Don’t get too stuck with this assignment, it’s fine to do something simple. Consider doing the following assignments first.

Submit to Moodle examples of output from your (hopefully) improved system together with the scores obtained using the score method. It’s perfectly OK if you can’t get the scores to go up as long as you tried something out.

Exercise 5: Reflect on the complexity

Submit to Moodle your answers to the following questions. A few sentences each is sufficient.

How difficult would it be to modify the system to produce a wider variety of sentences?

Think of another language you speak. How much work would it be to translate the system to that language compared to this initial implementation?

Using the Gatt & Krahmer classification (Refer to slides), how would you characterize the system you built?

Think back on your answers to Exercise #1. Did the task turn out easier or more difficult than you anticipated?

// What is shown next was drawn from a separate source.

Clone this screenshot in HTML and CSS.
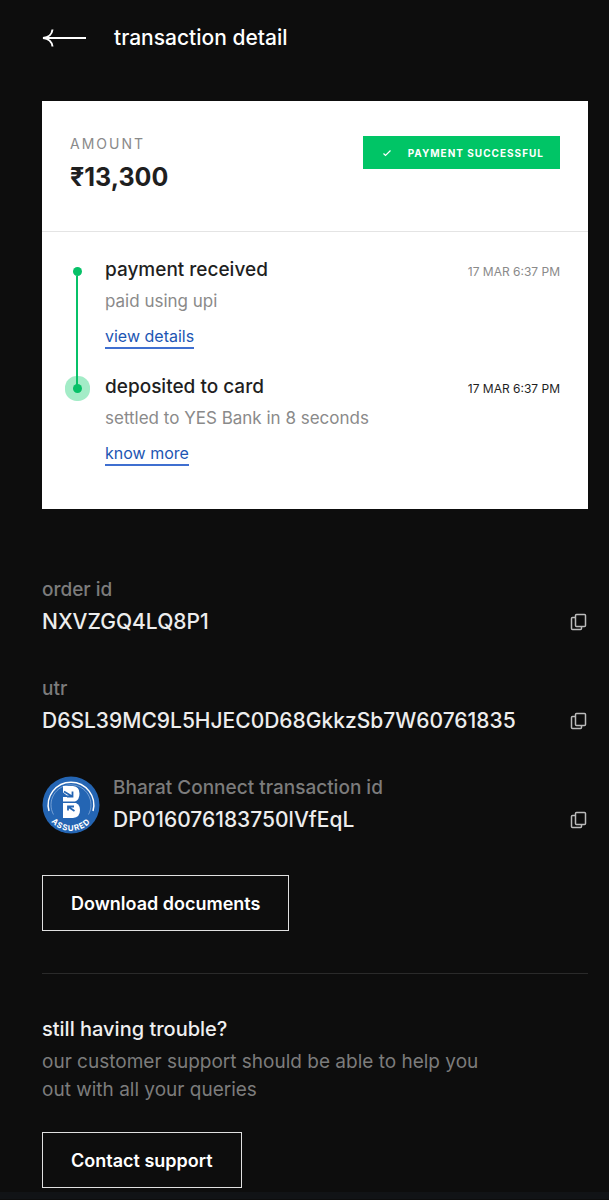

Think about the pros and cons of the neural systems as discussed in the lecture. Do you think this task is good for them (consider the data, the complexity etc.)? Do you expect them to fare better than “classical” systems?

How do the Baseline scores (on the E2E website) compare to your scores? How did you compare to the other systems reported in Table 3 of the Findings of the E2E NLG Challenge -paper?

Look at the same table. Check from the caption how the colors match the system architectures. How are the rule-based and template-based systems faring against the seq2seq and other data-driven systems? Does this match your expectation from before?

Exercise 6: Explore BLEU

Import the bleu_single method from ass6utils.py. Pick some NL realisation, either from those you generated or from the devset.csv. Call it the reference.

Try out different modifications to the reference and calculate the BLEU scores (using bleu_single) between the original and the modified reference. Try to come up with a pair of modifications where candidate #1 has the same logical content (i.e. same information) as the reference and candidate #2 contains some falsehood, but the BLEU scores rank candidate #2 higher than candidate #1.

Submit to Moodle the reference and the candidates you found together with the BLEU scores. What does this tell you about the BLEU scores as a metric? What is the problem with the way we are using the BLEU score? Recall the assumptions behind these kinds of metrics from the slides.

Exercise 7: Human Evaluation

Submit to Moodle your answers to the following questions. A few sentences each is sufficient.

What kinds of questions would you ask if you were to conduct an intrinstic human evaluation on this task?

Can you come up with an extrinsic human evaluation for this task?

Read Section 4.2 from the Findings of the E2E NLG Challenge -paper. How did seq2seq systems compare to other interms of naturalness and quality?

Do you think naturalness or quality (~correctness) is more important for a system describing (perhaps recommending) restaurants?